▶ Directive:
Omit all images, then return the remaining material exactly as it stands.

__________

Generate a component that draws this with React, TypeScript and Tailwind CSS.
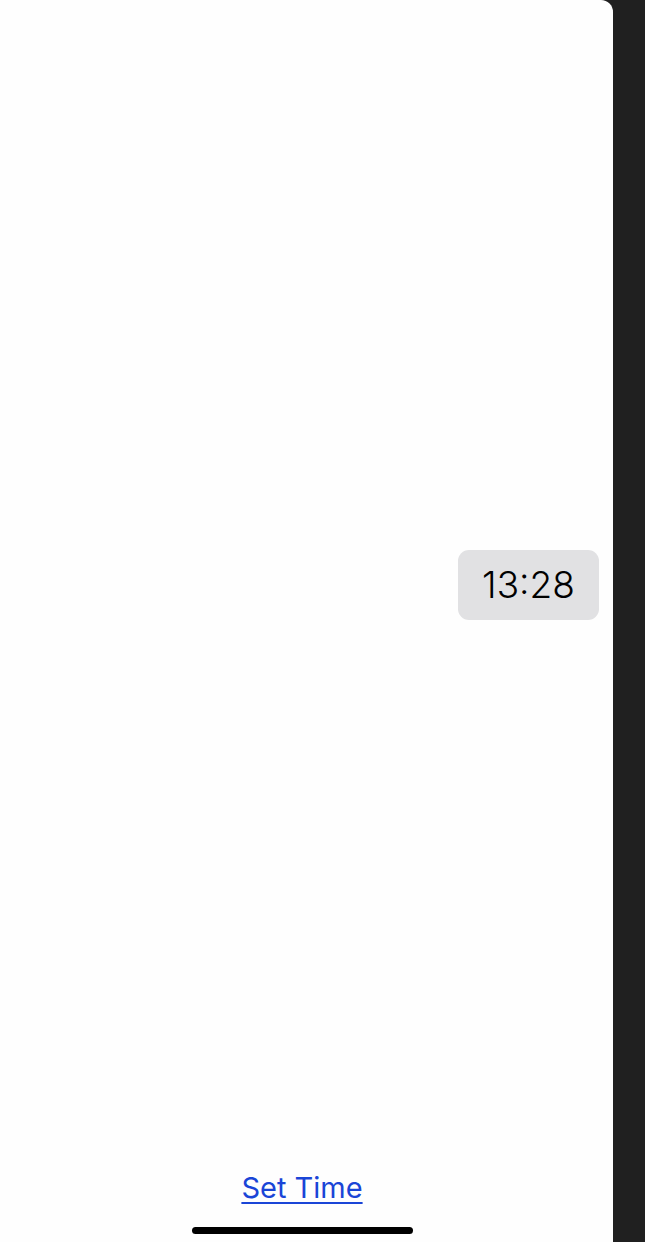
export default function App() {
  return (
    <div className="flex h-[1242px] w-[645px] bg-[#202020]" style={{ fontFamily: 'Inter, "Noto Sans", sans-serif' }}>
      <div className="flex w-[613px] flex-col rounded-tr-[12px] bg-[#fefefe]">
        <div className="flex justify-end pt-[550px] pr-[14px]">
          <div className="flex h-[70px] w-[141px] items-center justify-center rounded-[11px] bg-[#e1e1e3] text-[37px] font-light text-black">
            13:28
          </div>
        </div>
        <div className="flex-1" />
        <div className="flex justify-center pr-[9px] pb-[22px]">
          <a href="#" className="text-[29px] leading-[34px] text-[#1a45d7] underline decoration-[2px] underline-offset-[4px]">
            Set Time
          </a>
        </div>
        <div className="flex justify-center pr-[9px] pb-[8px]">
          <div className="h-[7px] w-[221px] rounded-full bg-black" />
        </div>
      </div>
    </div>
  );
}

__________

▶ Final result:
Generate a component that draws this with React, TypeScript and Tailwind CSS.
export default function App() {
  return (
    <div className="flex h-[1242px] w-[645px] bg-[#202020]" style={{ fontFamily: 'Inter, "Noto Sans", sans-serif' }}>
      <div className="flex w-[613px] flex-col rounded-tr-[12px] bg-[#fefefe]">
        <div className="flex justify-end pt-[550px] pr-[14px]">
          <div className="flex h-[70px] w-[141px] items-center justify-center rounded-[11px] bg-[#e1e1e3] text-[37px] font-light text-black">
            13:28
          </div>
        </div>
        <div className="flex-1" />
        <div className="flex justify-center pr-[9px] pb-[22px]">
          <a href="#" className="text-[29px] leading-[34px] text-[#1a45d7] underline decoration-[2px] underline-offset-[4px]">
            Set Time
          </a>
        </div>
        <div className="flex justify-center pr-[9px] pb-[8px]">
          <div className="h-[7px] w-[221px] rounded-full bg-black" />
        </div>
      </div>
    </div>
  );
}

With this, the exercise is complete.